Any creative work available in some recorded/notated form in any media is normally protected by copyright unless the copyright term has expired or the copyright holder has chosen to waive or to modify the terms for making use of the work. The absence of an explicit copyright notice doesn’t mean the work isn’t copyrighted: in any country that’s signed up to the Berne Convention, the act of creating a copyrightable work automatically establishes copyright unless the creator/copyright owner specifically waives or modifies those rights.
‘Fair use’ or ‘fair dealing’ does offer limited rights to 3rd parties to make use of copyrighted material. For instance:
There is no convenient formula for estimating how much quoted material constitutes fair use. Less is definitely safer.
Non-commercial use is not automatically ‘fair use’.
Passing off someone else’s work as your own is plagiarism.
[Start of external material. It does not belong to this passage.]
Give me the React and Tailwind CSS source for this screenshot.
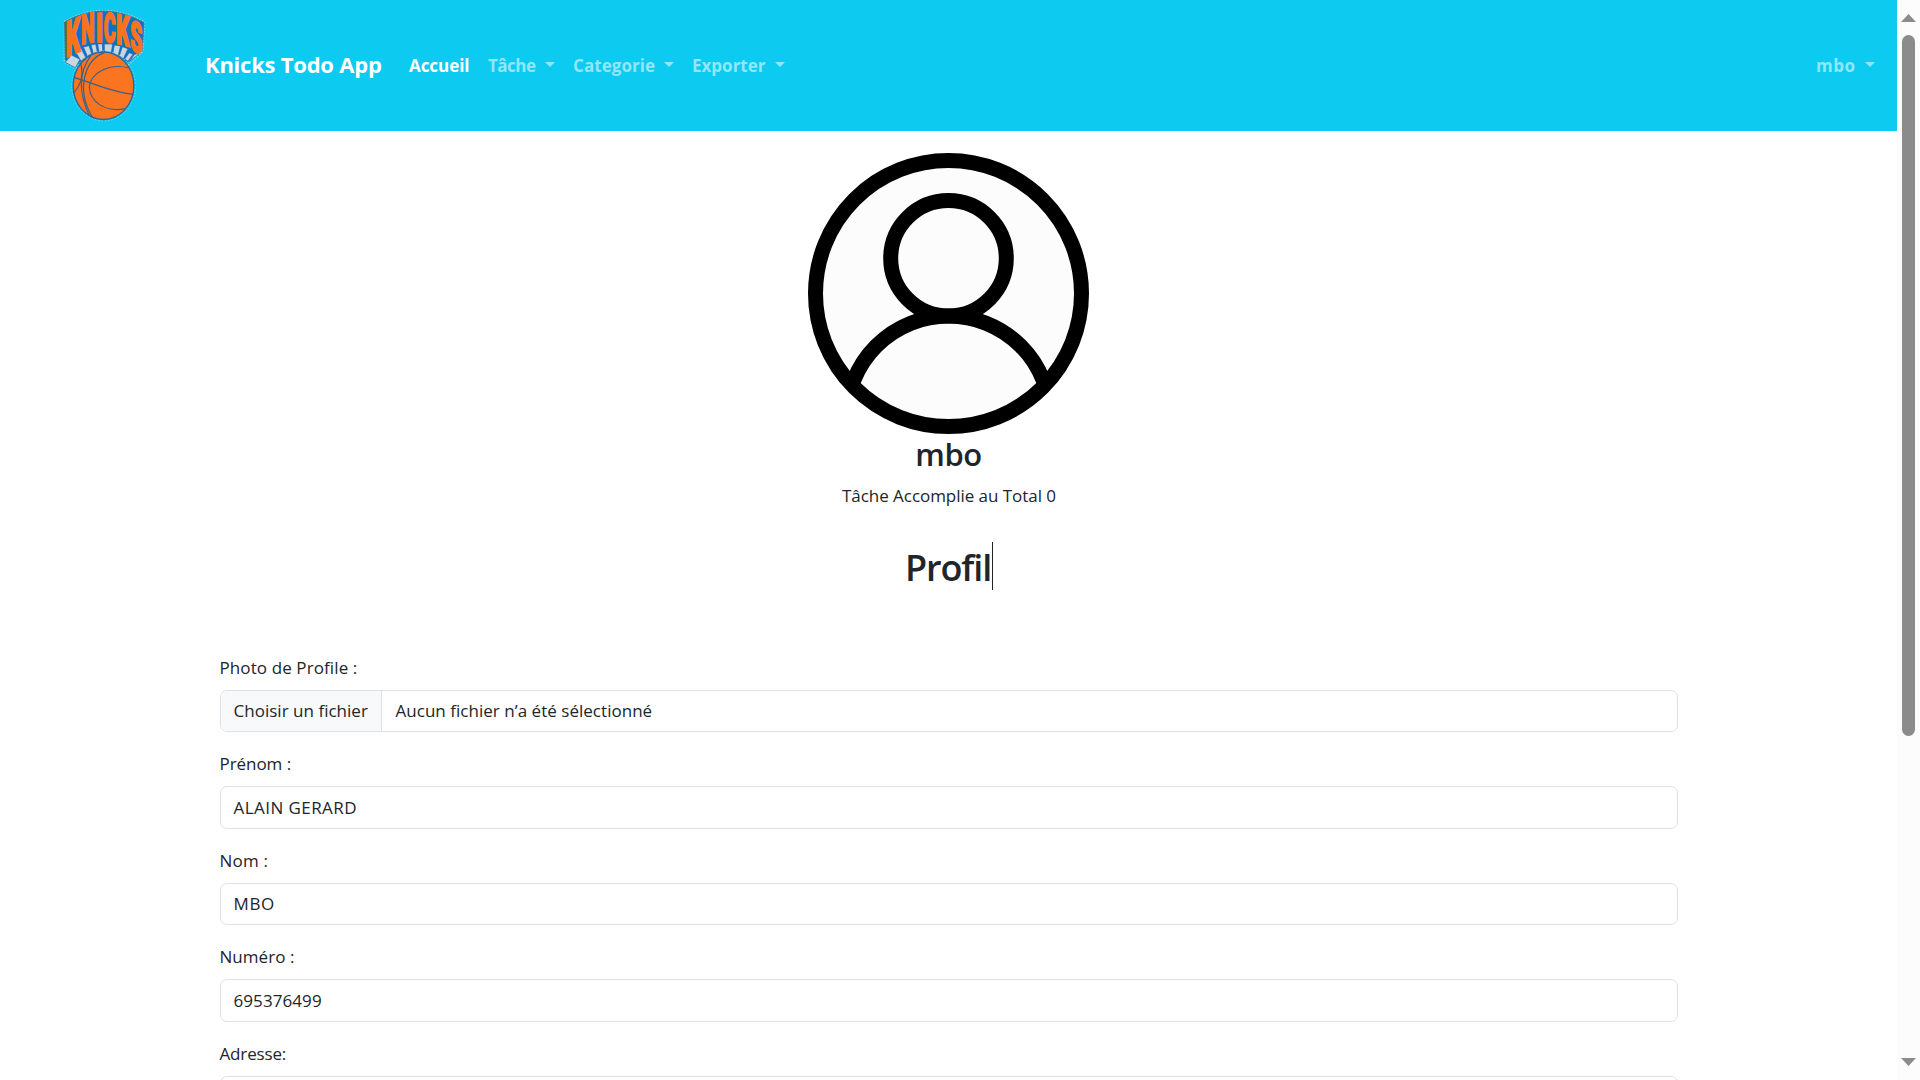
import React from 'react';

const LETTERS = [
  { c: 'K', t: 'matrix(0.68 -0.28 0 1.46 77 171)' },
  { c: 'N', t: 'matrix(0.58 -0.11 0 1.24 123 133)' },
  { c: 'I', t: 'matrix(0.7 -0.04 0 1.2 168 126)' },
  { c: 'C', t: 'matrix(0.54 0.04 0 1.22 191 125)' },
  { c: 'K', t: 'matrix(0.62 0.16 0 1.24 229 130)' },
  { c: 'S', t: 'matrix(0.58 0.22 0 1.26 271 149)' },
];

function Logo() {
  return (
    <svg viewBox="0 0 390 393" className="h-[131px] w-[130px] shrink-0">
      <path
        d="M74 64Q190 -2 314 66L308 154L278 184L255 205H118L104 203L73 187Z"
        fill="none"
        stroke="#8fd0dc"
        strokeWidth="5"
        strokeDasharray="4 5"
      />
      <path d="M74 66Q190 0 312 68L306 153L284 166L262 186Q190 120 118 190L76 180Z" fill="#0e72c4" stroke="#4a6f86" strokeWidth="3" />
      <g fill="#c9d6de" stroke="#0e6dbb" strokeWidth="2">
        <path d="M94 165L120 178L106 203L76 187Z" />
        <path d="M104 151L124 146L137 172L123 183Z" />
        <path d="M130 141L147 137L155 161L142 168Z" />
        <path d="M153 135L167 132L172 156L160 160Z" />
        <path d="M173 132L187 131L188 154L177 156Z" />
        <path d="M193 132H218L214 157L193 154Z" />
        <path d="M223 135L242 138L234 167L219 159Z" />
        <path d="M247 140L264 146L250 176L238 168Z" />
        <path d="M268 158L279 163L264 184L254 177Z" />
        <path d="M284 163L300 160L268 184Z" />
      </g>
      <g fill="#f9721c" stroke="#f9721c" strokeWidth="5" fontFamily="Roboto" fontWeight="900" fontSize="100">
        {LETTERS.map((l, i) => (
          <text key={i} transform={l.t}>{l.c}</text>
        ))}
      </g>
      <ellipse cx="191" cy="258" rx="96" ry="105" fill="none" stroke="#8fd0dc" strokeWidth="3" strokeDasharray="4 6" />
      <ellipse cx="190.500" cy="257.500" rx="91" ry="101" fill="#fb7420" stroke="#2d659f" strokeWidth="4" />
      <g fill="none" stroke="#37618c" strokeWidth="3.500">
        <path d="M102 232Q150 248 190 262Q240 278 280 283" />
        <path d="M122 189Q135 240 103 277" />
        <path d="M153 166Q98 240 148 347" />
        <path d="M194 157C132 180 108 270 157 352" />
        <path d="M267 204C205 188 150 220 148 262C150 305 195 338 256 326" />
      </g>
    </svg>
  );
}

function Caret() {
  return <span className="mb-[3px] h-0 w-0 border-x-[5px] border-t-[5px] border-x-transparent border-t-current" />;
}

function NavDrop({ children, className }) {
  return (
    <a className={`flex items-center justify-between text-[#92e6f9] ${className}`}>
      <span>{children}</span>
      <Caret />
    </a>
  );
}

function Header() {
  return (
    <header className="flex h-[131px] items-center bg-[#0dcaf0] pl-10 text-[17px] leading-[27px] font-bold text-white">
      <Logo />
      <a className="ml-[35px] w-[204px] pb-[3px] text-[22px] leading-[33px] tracking-[-0.23px]">Knicks Todo App</a>
      <a className="w-[79px] tracking-[-0.05px]">Accueil</a>
      <NavDrop className="w-[67px] tracking-[-0.5px]">Tâche</NavDrop>
      <NavDrop className="ml-[18px] w-[101px] tracking-[0.05px]">Categorie</NavDrop>
      <NavDrop className="ml-[18px] w-[93px]">Exporter</NavDrop>
      <NavDrop className="mr-[22px] ml-auto w-[59px] tracking-[0.5px]">mbo</NavDrop>
    </header>
  );
}

function Avatar() {
  return (
    <svg viewBox="0 0 281 281" className="h-[281px] w-[281px]" fill="none" stroke="#000" strokeWidth="15">
      <defs>
        <clipPath id="disc">
          <circle cx="140.500" cy="140.500" r="138" />
        </clipPath>
      </defs>
      <circle cx="140.500" cy="140.500" r="133" fill="#fcfcfc" />
      <circle cx="140.500" cy="105.300" r="57.800" />
      <circle cx="140.500" cy="265" r="102" clipPath="url(#disc)" />
    </svg>
  );
}

function Field({ label, labelClass, rowClass = '', children }) {
  return (
    <div className="mb-[18px]">
      <label className={`mb-[9px] block h-[27px] ${labelClass}`}>{label}</label>
      <div className={`flex h-[42.5px] items-center overflow-hidden rounded-[7px] border border-[#dee2e6] bg-white ${rowClass}`}>{children}</div>
    </div>
  );
}

function Scrollbar() {
  return (
    <div className="flex h-full w-[23px] shrink-0 flex-col items-center bg-[#fcfcfc] pt-[14px] pb-[14px]">
      <svg viewBox="0 0 15 8" className="h-2 w-[15px] shrink-0" fill="#8b8b8b"><path d="M0 8L7.500 0L15 8Z" /></svg>
      <div className="mt-[13px] h-[701px] w-[13px] rounded-full bg-[#8b8b8b]" />
      <svg viewBox="0 0 15 8" className="mt-auto h-2 w-[15px] shrink-0" fill="#8b8b8b"><path d="M0 0H15L7.500 8Z" /></svg>
    </div>
  );
}

export default function App() {
  return (
    <div className="flex h-screen overflow-hidden bg-white font-['Open_Sans',sans-serif] text-[17px] leading-[27px] text-[#212529]">
      <div className="h-full min-w-0 flex-1 overflow-hidden">
        <Header />
        <section className="flex flex-col items-center pt-[22px]">
          <Avatar />
          <h3 className="mt-px h-[38px] text-[31px] leading-[38px] font-semibold tracking-[-0.5px]">mbo</h3>
          <p className="mt-[9px] pl-px tracking-[-0.04px]">Tâche Accomplie au Total 0</p>
          <h2 className="mt-[33px] h-12 w-[89px] border-r border-[#212529] pt-[2px] pl-px text-[36px] leading-[48px] font-semibold tracking-[-1.1px]">Profil</h2>
        </section>
        <form className="mx-auto mt-[63.8px] w-[1458px]">
          <Field label="Photo de Profile :" labelClass="tracking-[0.1px]" rowClass="[&>*]:pb-[2px]">
            <span className="flex h-full w-[161px] items-center border-r border-[#dee2e6] bg-[#f8f9fa] pl-[13px] tracking-[0.02px]">Choisir un fichier</span>
            <span className="pl-[14px] tracking-[0.03px]">Aucun fichier n’a été sélectionné</span>
          </Field>
          <Field label="Prénom :" labelClass="tracking-[-0.05px]">
            <span className="pl-[13px] tracking-[0.44px]">ALAIN GERARD</span>
          </Field>
          <Field label="Nom :" labelClass="tracking-[0.2px]" rowClass="[&>*]:pb-[2px]">
            <span className="pl-[13px] tracking-[0.6px]">MBO</span>
          </Field>
          <Field label="Numéro :" labelClass="tracking-[0.05px]">
            <span className="pl-[13px] tracking-[0.08px]">695376499</span>
          </Field>
          <Field label="Adresse:" labelClass="tracking-[-0.15px]" />
        </form>
      </div>
      <Scrollbar />
    </div>
  );
}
However, giving credit to the author is not enough to establish ‘fair use’ if you don’t have permission to use it.
Buying video or audio content on removable media or from an online resource such as iTunes doesn’t make you the owner of the copyright, or entitle you to copy or redistribute it. Nor does recording it yourself (for example using a video recorder). The same principle applies to other media such as magazines and books.
There are modes of expression that can’t be copyrighted. Essentially, you copyright the expression of your ideas and concepts rather than the ideas themselves. However, that doesn’t mean that ideas and even slogans and titles aren’t protected by other legal mechanisms, notably patents and trademarks. The World Intellectual Property Organization web site is a good starting point for finding out more about IP and IP protection.